- Problem
Below is a listing; write it out exactly and drop any images from it.

- Dataset content
------------------------------------

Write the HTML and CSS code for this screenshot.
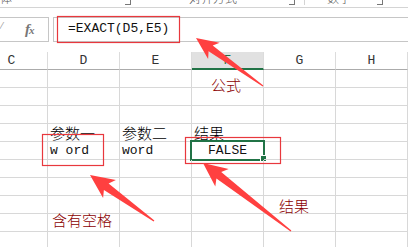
FILE: index.html
```html
<!DOCTYPE html>
<html lang="zh-CN">
<head>
<meta charset="utf-8">
<title>EXACT</title>
<link rel="stylesheet" href="styles.css">
</head>
<body>
<div class="page">
  <div class="ribbon">
    <span class="rb-label rb-font">体</span>
    <span class="rb-launch rb-l1"></span>
    <span class="rb-label rb-align">对齐方式</span>
    <span class="rb-launch rb-l2"></span>
    <span class="rb-sep"></span>
    <span class="rb-label rb-num">数字</span>
    <span class="rb-launch rb-l3"></span>
  </div>

  <div class="fbar">
    <div class="namebox">
      <span class="nb-arrow">⁄</span>
      <span class="fx">f<span class="fx-x">x</span></span>
    </div>
    <div class="formula">=EXACT(D5,E5)</div>
  </div>

  <div class="sheet">
    <div class="hd">C</div><div class="hd">D</div><div class="hd">E</div><div class="hd sel">F</div><div class="hd">G</div><div class="hd">H</div>

    <div class="c"></div><div class="c"></div><div class="c"></div><div class="c"></div><div class="c"></div><div class="c"></div>
    <div class="c"></div><div class="c"></div><div class="c"></div><div class="c"></div><div class="c"></div><div class="c"></div>
    <div class="c"></div><div class="c"></div><div class="c"></div><div class="c"></div><div class="c"></div><div class="c"></div>
    <div class="c"></div><div class="c cjk">参数一</div><div class="c cjk">参数二</div><div class="c cjk">结果</div><div class="c"></div><div class="c"></div>
    <div class="c"></div><div class="c mono">w ord</div><div class="c mono">word</div><div class="c mono center active">FALSE<span class="selbox"><span class="handle"></span></span></div><div class="c"></div><div class="c"></div>
    <div class="c"></div><div class="c"></div><div class="c"></div><div class="c"></div><div class="c"></div><div class="c"></div>
    <div class="c"></div><div class="c"></div><div class="c"></div><div class="c"></div><div class="c"></div><div class="c"></div>
    <div class="c"></div><div class="c"></div><div class="c"></div><div class="c"></div><div class="c"></div><div class="c"></div>
    <div class="c"></div><div class="c"></div><div class="c"></div><div class="c"></div><div class="c"></div><div class="c"></div>
    <div class="c"></div><div class="c"></div><div class="c"></div><div class="c"></div><div class="c"></div><div class="c"></div>
  </div>

  <svg class="marks" width="408" height="247" viewBox="0 0 408 247" xmlns="http://www.w3.org/2000/svg">
    <rect x="57.5" y="16.5" width="122" height="26" fill="none" stroke="#e8383d" stroke-width="1.2"/>
    <rect x="42.5" y="134.5" width="61" height="31" fill="none" stroke="#e8383d" stroke-width="1.2"/>
    <rect x="185.5" y="137.5" width="95" height="26" fill="none" stroke="#e8383d" stroke-width="1.2"/>
    <polygon fill="#ff4040" points="196,38 219.7,42.7 212.7,45.6 263.3,85.5 262.7,86.5 208.6,51.3 208.1,58.9"/>
    <polygon fill="#ff4040" points="90,175 115.9,180.1 108.6,183.4 154.4,220.5 153.6,221.5 103.9,189.9 103.1,197.9"/>
    <polygon fill="#ff4040" points="203,163 228.7,169 221.2,172 291.4,230.5 290.6,231.5 216.4,178.4 215.3,186.4"/>
  </svg>

  <div class="note note-formula">公式</div>
  <div class="note note-space">含有空格</div>
  <div class="note note-result">结果</div>
</div>
</body>
</html>
```

FILE: styles.css
```css
html, body {
  margin: 0;
  padding: 0;
  background: #ffffff;
}

.page {
  position: relative;
  width: 408px;
  height: 247px;
  overflow: hidden;
  font-family: "Liberation Mono", "Noto Sans CJK SC", monospace;
  color: #222222;
}

/* ribbon remnant */
.ribbon {
  position: relative;
  height: 7px;
  border-bottom: 1px solid #d4d4d4;
  overflow: hidden;
  font-family: "Noto Sans CJK SC", sans-serif;
  font-weight: 300;
  font-size: 12px;
  color: #555555;
}

.rb-label {
  position: absolute;
  top: -10px;
  line-height: 15px;
}

.rb-font { left: 0; }
.rb-align { left: 189px; }
.rb-num { left: 327px; }

.rb-launch {
  position: absolute;
  top: 0;
  width: 5px;
  height: 4px;
  border-right: 1px solid #777777;
  border-bottom: 1px solid #777777;
}

.rb-l1 { left: 125px; }
.rb-l2 { left: 289px; }
.rb-l3 { left: 377px; }

.rb-sep {
  position: absolute;
  left: 304px;
  top: 0;
  width: 1px;
  height: 5px;
  background: #d4d4d4;
}

/* formula bar */
.fbar {
  display: flex;
  gap: 4px;
  padding-top: 9px;
  height: 25px;
  margin-bottom: 10px;
}

.namebox {
  position: relative;
  width: 49px;
  height: 25px;
  box-sizing: border-box;
  border: 1px solid #c6c6c6;
  border-left: none;
  flex: none;
}

.nb-arrow {
  position: absolute;
  left: 1px;
  top: 3px;
  font-family: "DejaVu Sans", sans-serif;
  font-size: 9px;
  color: #9a9a9a;
}

.fx {
  position: absolute;
  left: 25px;
  top: 3px;
  font-family: "Liberation Serif", serif;
  font-style: italic;
  font-weight: bold;
  font-size: 15px;
  color: #777777;
  letter-spacing: -1px;
}

.fx-x {
  font-size: 11px;
}

.formula {
  flex: 1;
  height: 25px;
  box-sizing: border-box;
  border: 1px solid #c6c6c6;
  border-right: none;
  padding-left: 14px;
  font-size: 13px;
  line-height: 22px;
  color: #111111;
}

/* grid */
.sheet {
  display: grid;
  grid-template-columns: repeat(6, 72px);
  grid-auto-rows: 18px;
  margin-left: -24px;
}

.hd, .c {
  box-sizing: border-box;
  border-right: 1px solid #d8d8d8;
  border-bottom: 1px solid #d8d8d8;
}

.hd {
  border-right-color: #dcdcdc;
  border-bottom-color: #ababab;
  text-align: center;
  font-size: 13px;
  line-height: 17px;
  color: #333333;
}

.hd.sel {
  background: #e1e1e1;
  color: #217346;
  border-bottom: 2px solid #217346;
}

.c {
  position: relative;
  padding-left: 2px;
  font-size: 13px;
  line-height: 17px;
  white-space: pre;
}

.c.cjk {
  font-family: "Noto Sans CJK SC", sans-serif;
  font-weight: 300;
  font-size: 15px;
  line-height: 17px;
  color: #000000;
}

.c.mono {
  color: #111111;
}

.c.center {
  text-align: center;
  padding-left: 0;
}

.selbox {
  position: absolute;
  left: -2px;
  top: -2px;
  width: 75px;
  height: 21px;
  box-sizing: border-box;
  border: 2px solid #217346;
}

.handle {
  position: absolute;
  left: 69px;
  top: 14px;
  width: 5px;
  height: 5px;
  background: #217346;
  outline: 1px solid #ffffff;
}

/* annotations */
.marks {
  position: absolute;
  left: 0;
  top: 0;
  pointer-events: none;
}

.note {
  position: absolute;
  font-family: "Noto Sans CJK SC", sans-serif;
  font-weight: 300;
  font-size: 15px;
  line-height: 17px;
  color: #8b0000;
}

.note-formula { left: 211px; top: 76px; }
.note-space { left: 52px; top: 211px; }
.note-result { left: 279px; top: 197px; }
```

------------------------------------

- Full output
Write the HTML and CSS code for this screenshot.
FILE: index.html
```html
<!DOCTYPE html>
<html lang="zh-CN">
<head>
<meta charset="utf-8">
<title>EXACT</title>
<link rel="stylesheet" href="styles.css">
</head>
<body>
<div class="page">
  <div class="ribbon">
    <span class="rb-label rb-font">体</span>
    <span class="rb-launch rb-l1"></span>
    <span class="rb-label rb-align">对齐方式</span>
    <span class="rb-launch rb-l2"></span>
    <span class="rb-sep"></span>
    <span class="rb-label rb-num">数字</span>
    <span class="rb-launch rb-l3"></span>
  </div>

  <div class="fbar">
    <div class="namebox">
      <span class="nb-arrow">⁄</span>
      <span class="fx">f<span class="fx-x">x</span></span>
    </div>
    <div class="formula">=EXACT(D5,E5)</div>
  </div>

  <div class="sheet">
    <div class="hd">C</div><div class="hd">D</div><div class="hd">E</div><div class="hd sel">F</div><div class="hd">G</div><div class="hd">H</div>

    <div class="c"></div><div class="c"></div><div class="c"></div><div class="c"></div><div class="c"></div><div class="c"></div>
    <div class="c"></div><div class="c"></div><div class="c"></div><div class="c"></div><div class="c"></div><div class="c"></div>
    <div class="c"></div><div class="c"></div><div class="c"></div><div class="c"></div><div class="c"></div><div class="c"></div>
    <div class="c"></div><div class="c cjk">参数一</div><div class="c cjk">参数二</div><div class="c cjk">结果</div><div class="c"></div><div class="c"></div>
    <div class="c"></div><div class="c mono">w ord</div><div class="c mono">word</div><div class="c mono center active">FALSE<span class="selbox"><span class="handle"></span></span></div><div class="c"></div><div class="c"></div>
    <div class="c"></div><div class="c"></div><div class="c"></div><div class="c"></div><div class="c"></div><div class="c"></div>
    <div class="c"></div><div class="c"></div><div class="c"></div><div class="c"></div><div class="c"></div><div class="c"></div>
    <div class="c"></div><div class="c"></div><div class="c"></div><div class="c"></div><div class="c"></div><div class="c"></div>
    <div class="c"></div><div class="c"></div><div class="c"></div><div class="c"></div><div class="c"></div><div class="c"></div>
    <div class="c"></div><div class="c"></div><div class="c"></div><div class="c"></div><div class="c"></div><div class="c"></div>
  </div>

  <svg class="marks" width="408" height="247" viewBox="0 0 408 247" xmlns="http://www.w3.org/2000/svg">
    <rect x="57.5" y="16.5" width="122" height="26" fill="none" stroke="#e8383d" stroke-width="1.2"/>
    <rect x="42.5" y="134.5" width="61" height="31" fill="none" stroke="#e8383d" stroke-width="1.2"/>
    <rect x="185.5" y="137.5" width="95" height="26" fill="none" stroke="#e8383d" stroke-width="1.2"/>
    <polygon fill="#ff4040" points="196,38 219.7,42.7 212.7,45.6 263.3,85.5 262.7,86.5 208.6,51.3 208.1,58.9"/>
    <polygon fill="#ff4040" points="90,175 115.9,180.1 108.6,183.4 154.4,220.5 153.6,221.5 103.9,189.9 103.1,197.9"/>
    <polygon fill="#ff4040" points="203,163 228.7,169 221.2,172 291.4,230.5 290.6,231.5 216.4,178.4 215.3,186.4"/>
  </svg>

  <div class="note note-formula">公式</div>
  <div class="note note-space">含有空格</div>
  <div class="note note-result">结果</div>
</div>
</body>
</html>
```

FILE: styles.css
```css
html, body {
  margin: 0;
  padding: 0;
  background: #ffffff;
}

.page {
  position: relative;
  width: 408px;
  height: 247px;
  overflow: hidden;
  font-family: "Liberation Mono", "Noto Sans CJK SC", monospace;
  color: #222222;
}

/* ribbon remnant */
.ribbon {
  position: relative;
  height: 7px;
  border-bottom: 1px solid #d4d4d4;
  overflow: hidden;
  font-family: "Noto Sans CJK SC", sans-serif;
  font-weight: 300;
  font-size: 12px;
  color: #555555;
}

.rb-label {
  position: absolute;
  top: -10px;
  line-height: 15px;
}

.rb-font { left: 0; }
.rb-align { left: 189px; }
.rb-num { left: 327px; }

.rb-launch {
  position: absolute;
  top: 0;
  width: 5px;
  height: 4px;
  border-right: 1px solid #777777;
  border-bottom: 1px solid #777777;
}

.rb-l1 { left: 125px; }
.rb-l2 { left: 289px; }
.rb-l3 { left: 377px; }

.rb-sep {
  position: absolute;
  left: 304px;
  top: 0;
  width: 1px;
  height: 5px;
  background: #d4d4d4;
}

/* formula bar */
.fbar {
  display: flex;
  gap: 4px;
  padding-top: 9px;
  height: 25px;
  margin-bottom: 10px;
}

.namebox {
  position: relative;
  width: 49px;
  height: 25px;
  box-sizing: border-box;
  border: 1px solid #c6c6c6;
  border-left: none;
  flex: none;
}

.nb-arrow {
  position: absolute;
  left: 1px;
  top: 3px;
  font-family: "DejaVu Sans", sans-serif;
  font-size: 9px;
  color: #9a9a9a;
}

.fx {
  position: absolute;
  left: 25px;
  top: 3px;
  font-family: "Liberation Serif", serif;
  font-style: italic;
  font-weight: bold;
  font-size: 15px;
  color: #777777;
  letter-spacing: -1px;
}

.fx-x {
  font-size: 11px;
}

.formula {
  flex: 1;
  height: 25px;
  box-sizing: border-box;
  border: 1px solid #c6c6c6;
  border-right: none;
  padding-left: 14px;
  font-size: 13px;
  line-height: 22px;
  color: #111111;
}

/* grid */
.sheet {
  display: grid;
  grid-template-columns: repeat(6, 72px);
  grid-auto-rows: 18px;
  margin-left: -24px;
}

.hd, .c {
  box-sizing: border-box;
  border-right: 1px solid #d8d8d8;
  border-bottom: 1px solid #d8d8d8;
}

.hd {
  border-right-color: #dcdcdc;
  border-bottom-color: #ababab;
  text-align: center;
  font-size: 13px;
  line-height: 17px;
  color: #333333;
}

.hd.sel {
  background: #e1e1e1;
  color: #217346;
  border-bottom: 2px solid #217346;
}

.c {
  position: relative;
  padding-left: 2px;
  font-size: 13px;
  line-height: 17px;
  white-space: pre;
}

.c.cjk {
  font-family: "Noto Sans CJK SC", sans-serif;
  font-weight: 300;
  font-size: 15px;
  line-height: 17px;
  color: #000000;
}

.c.mono {
  color: #111111;
}

.c.center {
  text-align: center;
  padding-left: 0;
}

.selbox {
  position: absolute;
  left: -2px;
  top: -2px;
  width: 75px;
  height: 21px;
  box-sizing: border-box;
  border: 2px solid #217346;
}

.handle {
  position: absolute;
  left: 69px;
  top: 14px;
  width: 5px;
  height: 5px;
  background: #217346;
  outline: 1px solid #ffffff;
}

/* annotations */
.marks {
  position: absolute;
  left: 0;
  top: 0;
  pointer-events: none;
}

.note {
  position: absolute;
  font-family: "Noto Sans CJK SC", sans-serif;
  font-weight: 300;
  font-size: 15px;
  line-height: 17px;
  color: #8b0000;
}

.note-formula { left: 211px; top: 76px; }
.note-space { left: 52px; top: 211px; }
.note-result { left: 279px; top: 197px; }
```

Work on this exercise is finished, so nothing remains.